Roychand and Premchand Bungalow, which now houses the Regina Pacis Convent, was owned by stockbroker, businessman and philanthropist, Premchand Roychand, a prominent figure in Mumbai's history. The Roychand family has been the benefactor of several of Mumbai's great landmarks, including the Rajabai Clock Tower and a state-of-the-art gallery in the Chhatrapati Shivaji Maharaj Vastu Sangrahalaya.

The iconic 150-year-old "Khada Parsi" statue, a Grade I heritage monument at the Byculla flyover junction
The iconic 150-year-old "Khada Parsi" statue, a Grade I heritage monument at the Byculla flyover junction

Gloria Church features in Kundan Shah's 1983 satire Jaane Bhi Do Yaaron that takes on corruption in politics and bureaucracy. The director used the collapse of a "flyover bridge" near Gloria Church in Byculla, which he had shot a year earlier, to illustrate his point.

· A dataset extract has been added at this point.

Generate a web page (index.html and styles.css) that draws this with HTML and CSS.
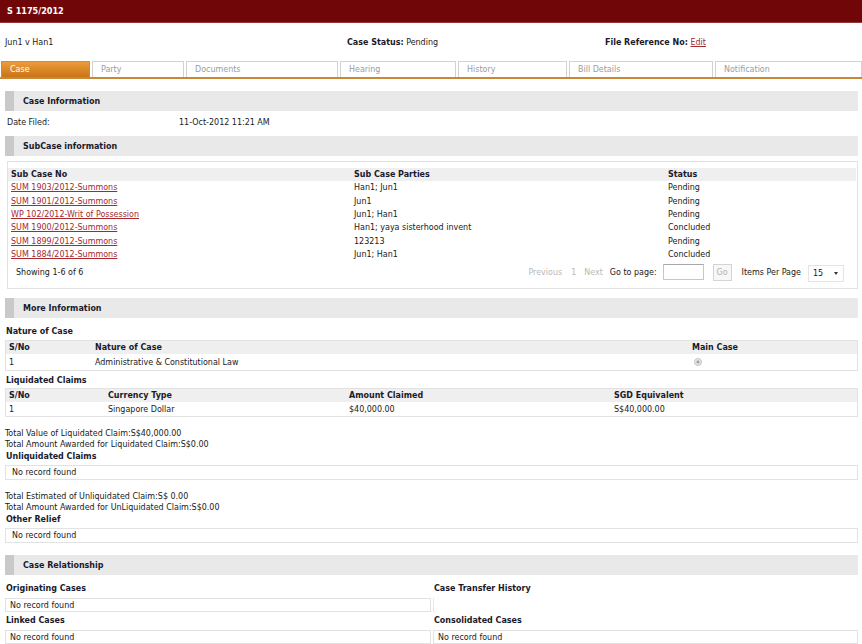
FILE: index.html
```html
<!DOCTYPE html>
<html>
<head>
<meta charset="utf-8">
<title>S 1175/2012</title>
<link rel="stylesheet" href="styles.css">
</head>
<body>
<div class="topbar"><h1>S 1175/2012</h1></div>

<div class="summary">
  <div>Jun1 v Han1</div>
  <div><b>Case Status:</b> Pending</div>
  <div><b>File Reference No:</b> <a href="#">Edit</a></div>
</div>

<div class="tabs">
  <div class="tab active">Case</div>
  <div class="tab">Party</div>
  <div class="tab">Documents</div>
  <div class="tab">Hearing</div>
  <div class="tab">History</div>
  <div class="tab">Bill Details</div>
  <div class="tab">Notification</div>
</div>

<div class="content">
  <div class="sec-head">Case Information</div>
  <div class="kv"><span class="k">Date Filed:</span><span>11-Oct-2012 11:21 AM</span></div>

  <div class="sec-head sh2">SubCase information</div>
  <div class="panel">
    <table class="grid sub">
      <thead><tr><th class="c1">Sub Case No</th><th class="c2">Sub Case Parties</th><th>Status</th></tr></thead>
      <tbody>
        <tr><td><a href="#">SUM 1903/2012-Summons</a></td><td>Han1; Jun1</td><td>Pending</td></tr>
        <tr><td><a href="#">SUM 1901/2012-Summons</a></td><td>Jun1</td><td>Pending</td></tr>
        <tr><td><a href="#">WP 102/2012-Writ of Possession</a></td><td>Jun1; Han1</td><td>Pending</td></tr>
        <tr><td><a href="#">SUM 1900/2012-Summons</a></td><td>Han1; yaya sisterhood invent</td><td>Concluded</td></tr>
        <tr><td><a href="#">SUM 1899/2012-Summons</a></td><td>123213</td><td>Pending</td></tr>
        <tr><td><a href="#">SUM 1884/2012-Summons</a></td><td>Jun1; Han1</td><td>Concluded</td></tr>
      </tbody>
    </table>
    <div class="pager">
      <span class="showing">Showing 1-6 of 6</span>
      <div class="pager-right">
        <span class="dis">Previous</span>
        <span class="dis">1</span>
        <span class="dis">Next</span>
        <span class="goto">Go to page:</span>
        <span class="input"></span>
        <span class="gobtn">Go</span>
        <span class="ipp">Items Per Page</span>
        <span class="select">15 <span class="arrow"></span></span>
      </div>
    </div>
  </div>

  <div class="sec-head sh3">More Information</div>
  <div class="label l-first">Nature of Case</div>
  <table class="grid box nature">
    <thead><tr><th class="n1">S/No</th><th class="n2">Nature of Case</th><th>Main Case</th></tr></thead>
    <tbody><tr><td>1</td><td>Administrative &amp; Constitutional Law</td><td><span class="radio"></span></td></tr></tbody>
  </table>

  <div class="label l-liq">Liquidated Claims</div>
  <table class="grid box liq">
    <thead><tr><th class="q1">S/No</th><th class="q2">Currency Type</th><th class="q3">Amount Claimed</th><th>SGD Equivalent</th></tr></thead>
    <tbody><tr><td>1</td><td>Singapore Dollar</td><td>$40,000.00</td><td>S$40,000.00</td></tr></tbody>
  </table>

  <div class="totals t1">
    <div>Total Value of Liquidated Claim:S$40,000.00</div>
    <div>Total Amount Awarded for Liquidated Claim:S$0.00</div>
  </div>
  <div class="label">Unliquidated Claims</div>
  <div class="empty">No record found</div>

  <div class="totals t2">
    <div>Total Estimated of Unliquidated Claim:S$ 0.00</div>
    <div>Total Amount Awarded for UnLiquidated Claim:S$0.00</div>
  </div>
  <div class="label">Other Relief</div>
  <div class="empty">No record found</div>

  <div class="sec-head sh4">Case Relationship</div>
  <div class="rel">
    <div class="rel-col">
      <div class="label l-rel">Originating Cases</div>
      <div class="empty e-rel">No record found</div>
      <div class="label l-rel2">Linked Cases</div>
      <div class="empty e-rel">No record found</div>
    </div>
    <div class="rel-col">
      <div class="label l-rel">Case Transfer History</div>
      <div class="stub"></div>
      <div class="label l-rel2">Consolidated Cases</div>
      <div class="empty e-rel">No record found</div>
    </div>
  </div>
</div>
</body>
</html>
```

FILE: styles.css
```css
body {
  margin: 0;
  font-family: "DejaVu Sans Condensed", "DejaVu Sans", sans-serif;
  font-size: 8.9px;
  color: #1a1a1a;
  background: #fff;
}

a { color: #a8282c; }

b, th, .label, .sec-head { font-weight: bold; color: #1a1a2a; }

.topbar {
  height: 22px;
  background: #710609;
  border-bottom: 1px solid #8e3a3a;
}
.topbar h1 {
  margin: 0;
  font-size: 9px;
  line-height: 22px;
  color: #fff;
  padding-left: 7px;
}

.summary {
  display: grid;
  grid-template-columns: 342px 258px 1fr;
  padding: 13px 0 0 5px;
  line-height: 13px;
}

.tabs {
  margin-top: 12px;
  display: grid;
  grid-template-columns: 89px 92px 152px 116px 109px 144px 1fr;
  column-gap: 2px;
  padding-left: 1px;
  border-bottom: 2px solid #c98833;
  height: 16px;
}
.tab {
  border: 1px solid #d2d2d2;
  border-bottom: none;
  color: #9c9c9c;
  line-height: 15px;
  padding-left: 8px;
  background: #fff;
}
.tab.active {
  border-color: #d88a2c;
  color: #fff;
  background: linear-gradient(#ec9c3a, #c97416);
}

.content { padding: 0 4px 0 5px; }

.sec-head {
  margin-top: 12px;
  height: 20px;
  line-height: 20px;
  background: #e9e9e9;
  border-left: 9px solid #c9c9c9;
  padding-left: 9px;
}
.sh2 { margin-top: 7px; }
.sh3 { margin-top: 9px; }
.sh4 { margin-top: 12px; }

.kv {
  display: flex;
  margin-top: 5px;
  line-height: 13px;
  padding-left: 2px;
}
.kv .k { width: 172px; }

.panel {
  margin: 5px 0 0 2px;
  border: 1px solid #e2e2e2;
  padding: 6px 1px 6px 0;
}

table.grid {
  width: 100%;
  border-collapse: collapse;
  text-align: left;
}
table.grid th {
  background: #efefef;
  padding: 0 0 0 3px;
  height: 13px;
  line-height: 13px;
}
table.grid td {
  padding: 0 0 0 3px;
  line-height: 13px;
}
.sub th { height: 13.3px; }
.sub td { height: 13.35px; }
.sub th.c1 { width: 340px; }
.sub th.c2 { width: 311px; }

.pager {
  display: flex;
  justify-content: space-between;
  align-items: center;
  height: 20px;
  margin-top: 1px;
}
.showing { padding-left: 8px; }
.pager-right {
  display: flex;
  align-items: center;
  padding-right: 12px;
}
.dis { color: #b8b8b8; margin-right: 8px; }
.dis:first-child { margin-right: 9px; }
.dis:nth-child(3) { margin-right: 7px; }
.input {
  margin-left: 6px;
  width: 39px;
  height: 14px;
  border: 1px solid #c6c6c6;
  border-top-color: #a8a8a8;
}
.gobtn {
  margin-left: 9px;
  width: 17px;
  height: 15px;
  line-height: 15px;
  text-align: center;
  border: 1px solid #d4d4d4;
  color: #b0b0b0;
  background: #f7f7f7;
}
.ipp { margin-left: 10px; }
.select {
  margin-left: 7px;
  width: 30px;
  height: 15px;
  line-height: 15px;
  padding-left: 4px;
  border: 1px solid #e4e4e4;
  position: relative;
  margin-top: 3px;
}
.select .arrow {
  position: absolute;
  right: 5px;
  top: 6px;
  border-left: 2.5px solid transparent;
  border-right: 2.5px solid transparent;
  border-top: 3px solid #333;
}

.label {
  line-height: 13px;
  padding-left: 1px;
}
.l-first { margin-top: 7px; }
.l-liq { margin-top: 3px; }

table.box {
  border: 1px solid #e2e2e2;
}
.nature { margin-top: 2px; }
.nature th { height: 13px; }
.nature td { height: 16px; }
.nature th.n1 { width: 83px; }
.nature th.n2 { width: 594px; }

.liq { margin-top: 1px; }
.liq th { height: 13px; }
.liq td { height: 14px; }
.liq th.q1 { width: 96px; }
.liq th.q2 { width: 238px; }
.liq th.q3 { width: 262px; }

.radio {
  display: inline-block;
  vertical-align: middle;
  margin-left: 2px;
  width: 6px;
  height: 6px;
  border-radius: 50%;
  border: 1px solid #c4c4c4;
  background: radial-gradient(circle, #a8a8a8 0 1.4px, #eaeaea 1.8px);
}

.totals { line-height: 11px; }
.t1 { margin-top: 11px; }
.t2 { margin-top: 11px; }

.empty {
  margin-top: 2px;
  border: 1px solid #e2e2e2;
  height: 13px;
  line-height: 13px;
  padding-left: 6px;
}

.rel {
  display: grid;
  grid-template-columns: 426px 1fr;
  column-gap: 2px;
}
.l-rel { margin-top: 7px; }
.l-rel2 { margin-top: 2px; }
.e-rel { margin-top: 3px; height: 12px; line-height: 12px; padding-left: 4px; }
.stub {
  margin-top: 3px;
  width: 1px;
  height: 14px;
  border-left: 1px solid #e6e6e6;
}
```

Khilafat House is the site where the Khilafat Movement started in 1919. The pan-Islamic political protest campaign was launched in 1919 to influence the British government and later was the leading force in partition.

The Khada Parsi statue (restored in 2014) was commissioned by Manockjee Cursetjee, a Parsi businessman, to commemorate his father. Cursetjee started many schools and was very influential in encouraging education for girls. The statue is now located between two flyovers in Byculla.

Adelphi Chambers was where legendary author Saadat Hassan Manto stayed after he shifted out of Arab Gully in Grant Road. Sarvi restaurant is where the walk ends. Manto and his then superstar friend Ashok Kumar frequented this restaurant known for its delicious kebabs.